Wash bell peppers and slice in half vertically. Remove stem, seeds and white stuff (I don't know what it is called-veins?). Place skin side up on cooking tray, drizzle 1 tablespoon olive oil on top and bake until tops are turning brown/black. Remove, let cool and remove skin from peppers and slice into smaller pieces.
In medium-large sauce pot, heat up remaining olive oil over medium-high heat. Add onion and garlic and stir, turning heat down to medium to prevent browning. Let cook 7 minutes, stirring occasionally.
Add bell pepper pieces, tomato, crushed red pepper and wine. Turn heat up to medium high so that liquid begins to simmer, stirring constantly for 3-4 minutes.
Add chicken broth and bring pot to simmer and let cook 30 minutes, stirring occasionally. If using dried basil, add now.

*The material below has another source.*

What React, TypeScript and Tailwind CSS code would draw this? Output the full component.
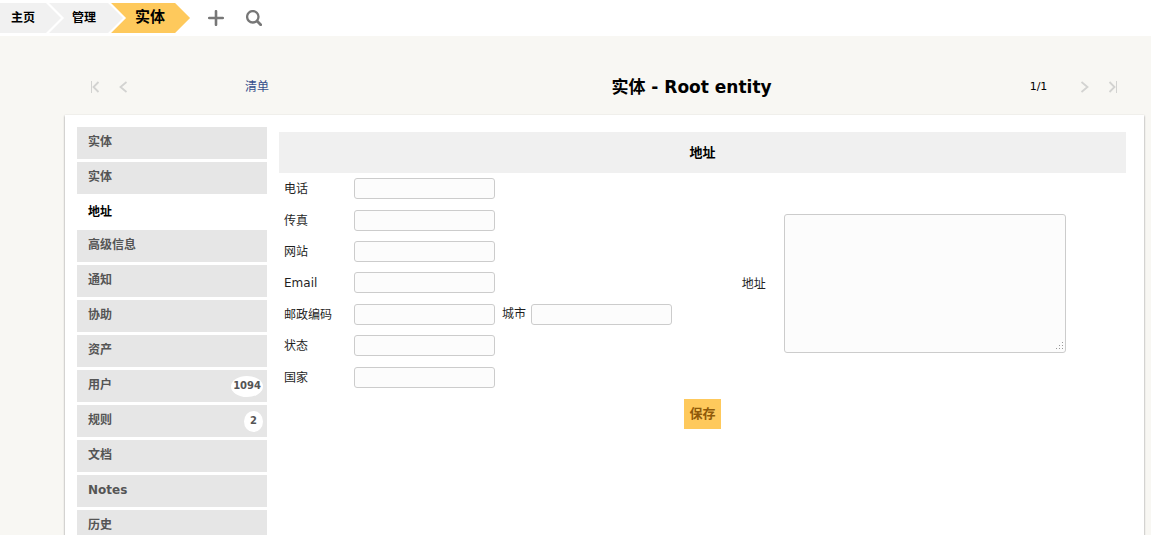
import { useState } from 'react';

interface Tab {
  id: string;
  label: string;
  count?: number;
}

const tabs: Tab[] = [
  { id: 'entity', label: '实体' },
  { id: 'entities', label: '实体' },
  { id: 'address', label: '地址' },
  { id: 'advanced', label: '高级信息' },
  { id: 'notification', label: '通知' },
  { id: 'assistance', label: '协助' },
  { id: 'assets', label: '资产' },
  { id: 'users', label: '用户', count: 1094 },
  { id: 'rules', label: '规则', count: 2 },
  { id: 'documents', label: '文档' },
  { id: 'notes', label: 'Notes' },
  { id: 'history', label: '历史' },
];

const fields = [
  { id: 'phone', label: '电话' },
  { id: 'fax', label: '传真' },
  { id: 'website', label: '网站' },
  { id: 'email', label: 'Email' },
  { id: 'postcode', label: '邮政编码' },
  { id: 'state', label: '状态' },
  { id: 'country', label: '国家' },
];

const inputClass = 'h-[21px] w-[141px] rounded-[3px] border border-[#ccc] bg-[#fcfcfc] px-1 outline-none focus:border-[#999]';

const Breadcrumb = () => (
  <nav className="flex h-9 items-center bg-white font-bold text-black">
    <a
      href="#home"
      className="flex h-[30px] items-center bg-[#f1f1f1] pr-[26px] pl-[11px] [clip-path:polygon(0_0,calc(100%-15px)_0,100%_50%,calc(100%-15px)_100%,0_100%)]"
    >
      主页
    </a>
    <a
      href="#admin"
      className="-ml-3 flex h-[30px] items-center bg-[#f1f1f1] pr-[27px] pl-[23px] [clip-path:polygon(0_0,calc(100%-15px)_0,100%_50%,calc(100%-15px)_100%,0_100%,15px_50%)]"
    >
      管理
    </a>
    <a
      href="#entity"
      className="-ml-3 flex h-[30px] items-center bg-[#fec95c] pr-[25px] pl-6 text-[15px] [clip-path:polygon(0_0,calc(100%-15px)_0,100%_50%,calc(100%-15px)_100%,0_100%,15px_50%)]"
    >
      实体
    </a>
    <button type="button" aria-label="添加" className="ml-[18px] text-[#777]">
      <svg className="h-4 w-4" viewBox="0 0 16 16" fill="none" stroke="currentColor" strokeWidth="2.6" strokeLinecap="round">
        <path d="M8 1.2v13.6M1.2 8h13.6" />
      </svg>
    </button>
    <button type="button" aria-label="搜索" className="ml-[22px] text-[#777]">
      <svg className="h-4 w-4" viewBox="0 0 16 16" fill="none" stroke="currentColor" strokeLinecap="round">
        <circle cx="6.8" cy="6.8" r="5.7" strokeWidth="2.3" />
        <path d="M11.3 11.3l3.4 3.4" strokeWidth="2.8" />
      </svg>
    </button>
  </nav>
);

const PagerButton = ({ label, path, bar }: { label: string; path: string; bar?: string }) => (
  <button type="button" aria-label={label} className="flex w-7 justify-center text-[#d3d3d1]">
    <svg className="h-3 w-2" viewBox="0 0 8 12" fill="none" stroke="currentColor" overflow="visible">
      <path d={path} strokeWidth="1.8" />
      {bar && <path d={bar} strokeWidth="1" />}
    </svg>
  </button>
);

const App = () => {
  const [activeTab, setActiveTab] = useState('address');

  return (
    <div className="h-screen overflow-hidden bg-[#f8f7f3] font-['DejaVu_Sans','Noto_Sans_CJK_SC',sans-serif] text-xs text-[#1f1f1f]">
      <Breadcrumb />

      {/* Record navigation */}
      <div className="mr-[7px] ml-[65px] flex h-[79px] items-center pt-[23px] pr-[17px] pl-4">
        <PagerButton label="第一个" path="M7.5 1L2.5 6l5 5" bar="M.5 0v12" />
        <PagerButton label="上一个" path="M7.5 1L1.5 6l6 5" />
        <div className="w-60 text-center">
          <a href="#list" className="text-[#36508c] hover:underline">清单</a>
        </div>
        <h1 className="flex-1 text-center text-[17px] font-bold text-black">实体 - Root entity</h1>
        <span className="w-[65px] text-center text-[11px] text-black">1/1</span>
        <PagerButton label="下一个" path="M.5 1l6 5-6 5" />
        <PagerButton label="最后一个" path="M.5 1l5 5-5 5" bar="M7.5 0v12" />
      </div>

      <main className="mr-[7px] ml-[65px] flex items-start gap-3 bg-white pt-3 pr-[18px] pb-3 pl-3 shadow-[0_1px_2px_0_#888]">
        <ul className="flex w-[190px] shrink-0 flex-col gap-[3px]">
          {tabs.map((tab) => {
            const active = tab.id === activeTab;
            return (
              <li key={tab.id}>
                <button
                  type="button"
                  onClick={() => setActiveTab(tab.id)}
                  className={`flex w-full justify-between pr-1 pl-[11px] text-left font-bold ${
                    active ? 'h-[30px] items-center bg-white text-black' : 'h-8 items-start bg-[#e6e6e6] pt-[6px] text-[#555]'
                  }`}
                >
                  <span className="leading-[18px]">{tab.label}</span>
                  {tab.count !== undefined && (
                    <span className="flex h-[21px] min-w-[19px] items-center justify-center rounded-[50%] bg-white px-[2px] pb-[2px] text-[10px]">
                      {tab.count}
                    </span>
                  )}
                </button>
              </li>
            );
          })}
        </ul>

        <form className="mt-[5px] min-w-0 flex-1" onSubmit={(e) => e.preventDefault()}>
          <h2 className="bg-[#f0f0f0] text-center text-[13px] leading-[41px] font-bold text-black">地址</h2>

          <div className="flex h-[220px]">
            <div className="grid flex-[460] grid-rows-7 pl-[5px]">
              {fields.map((field) => (
                <div key={field.id} className="flex items-center">
                  <label htmlFor={field.id} className="w-[70px] shrink-0 pt-px">{field.label}</label>
                  <input id={field.id} type="text" className={inputClass} />
                  {field.id === 'postcode' && (
                    <>
                      <label htmlFor="city" className="mr-[5px] ml-[7px] shrink-0">城市</label>
                      <input id="city" type="text" className={inputClass} />
                    </>
                  )}
                </div>
              ))}
            </div>

            <div className="flex flex-[386] items-center gap-[18px]">
              <label htmlFor="address" className="shrink-0 pt-px">地址</label>
              <div className="relative">
                <textarea
                  id="address"
                  className="block h-[139px] w-[282px] resize-none rounded-[3px] border border-[#ccc] bg-[#fcfcfc] p-1 outline-none focus:border-[#999]"
                />
                <svg className="pointer-events-none absolute right-[3px] bottom-[3px] h-2 w-2 text-[#999]" viewBox="0 0 8 8" fill="currentColor">
                  <path d="M7 0h1v1H7zM4 3h1v1H4zM7 3h1v1H7zM1 6h1v1H1zM4 6h1v1H4zM7 6h1v1H7z" />
                </svg>
              </div>
            </div>
          </div>

          <div className="mt-[6px] text-center">
            <button type="submit" className="h-[30px] bg-[#fec95c] px-[5px] text-[13px] font-bold text-[#8f5a0a] hover:bg-[#fdbb30]">
              保存
            </button>
          </div>
        </form>
      </main>
    </div>
  );
};

export default App;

Carefully pour mixture into blender and mix until sauce is smooth. Return to sauce pot and stir in minced basil. Add Parmesan and cook over medium-low heat 10 minutes or until incorporated.
Serve with your favorite pasta (also great over grilled chicken breasts and linguine!).
P.S. "yerba buena," which literally translates to "the good herb," which is mint. Not my first guess, but I guess they would not sell the alternative at agromercados.